Items listed in a dataset
═══
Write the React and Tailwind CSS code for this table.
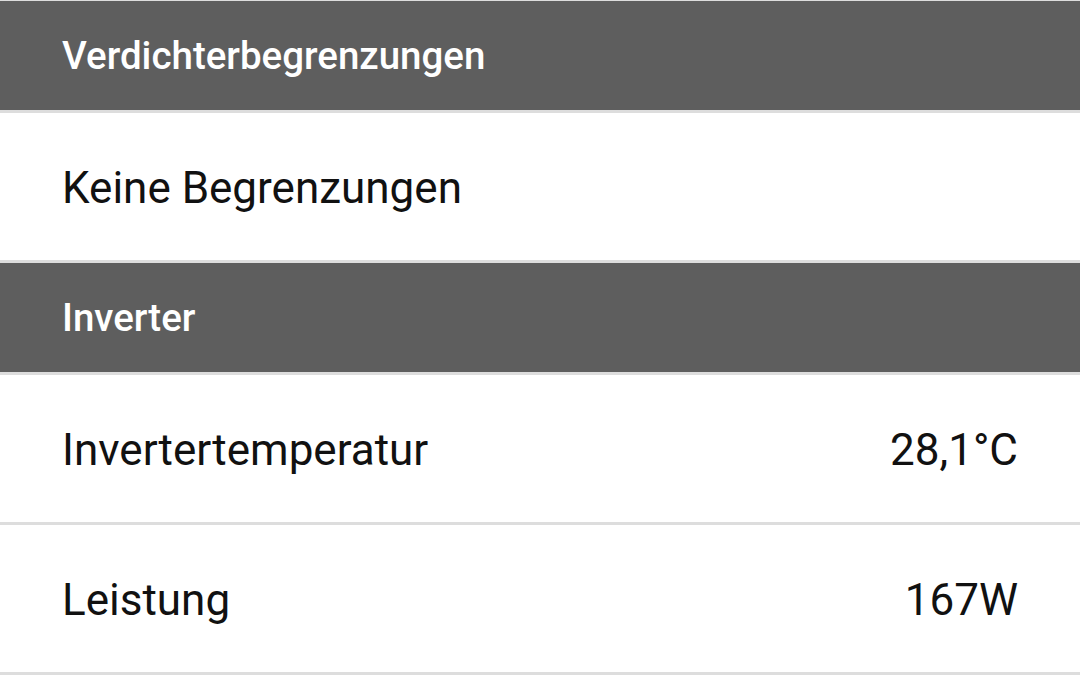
const Header = ({ title }) => (
	<div className="h-[112px] flex items-center pt-[2px] px-[62px] bg-[#5e5e5e] border-b-[3px] border-[#dddddd]">
		<span className="text-white text-[38.5px] font-medium leading-none">{title}</span>
	</div>
);

const Row = ({ label, value }) => (
	<div className="h-[150px] flex items-center justify-between pt-[3px] px-[62px] bg-white border-b-[3px] border-[#dddddd]">
		<span className="text-[#111111] text-[44px] leading-none">{label}</span>
		{value && <span className="text-[#111111] text-[44px] leading-none">{value}</span>}
	</div>
);

const App = () => {
	return (
		<div className="w-[1080px] h-[697px] bg-white overflow-hidden font-['Roboto',sans-serif]">
			<div className="h-px bg-[#dddddd]"></div>
			<Header title="Verdichterbegrenzungen" />
			<Row label="Keine Begrenzungen" />
			<Header title="Inverter" />
			<Row label="Invertertemperatur" value="28,1°C" />
			<Row label="Leistung" value="167W" />
		</div>
	);
};
export default App;
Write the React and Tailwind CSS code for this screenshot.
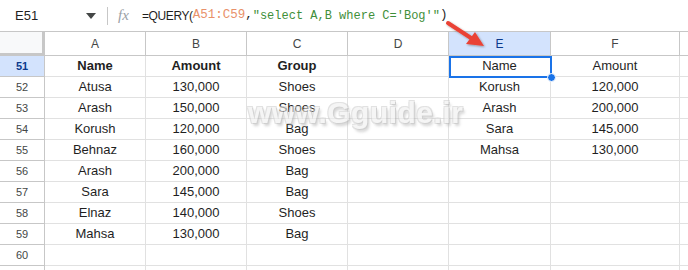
═══
Write out each line again precisely as it appears, skipping every picture.

Write the React and Tailwind CSS code for this table.
const Header = ({ title }) => (
	<div className="h-[112px] flex items-center pt-[2px] px-[62px] bg-[#5e5e5e] border-b-[3px] border-[#dddddd]">
		<span className="text-white text-[38.5px] font-medium leading-none">{title}</span>
	</div>
);

const Row = ({ label, value }) => (
	<div className="h-[150px] flex items-center justify-between pt-[3px] px-[62px] bg-white border-b-[3px] border-[#dddddd]">
		<span className="text-[#111111] text-[44px] leading-none">{label}</span>
		{value && <span className="text-[#111111] text-[44px] leading-none">{value}</span>}
	</div>
);

const App = () => {
	return (
		<div className="w-[1080px] h-[697px] bg-white overflow-hidden font-['Roboto',sans-serif]">
			<div className="h-px bg-[#dddddd]"></div>
			<Header title="Verdichterbegrenzungen" />
			<Row label="Keine Begrenzungen" />
			<Header title="Inverter" />
			<Row label="Invertertemperatur" value="28,1°C" />
			<Row label="Leistung" value="167W" />
		</div>
	);
};
export default App;
Write the React and Tailwind CSS code for this screenshot.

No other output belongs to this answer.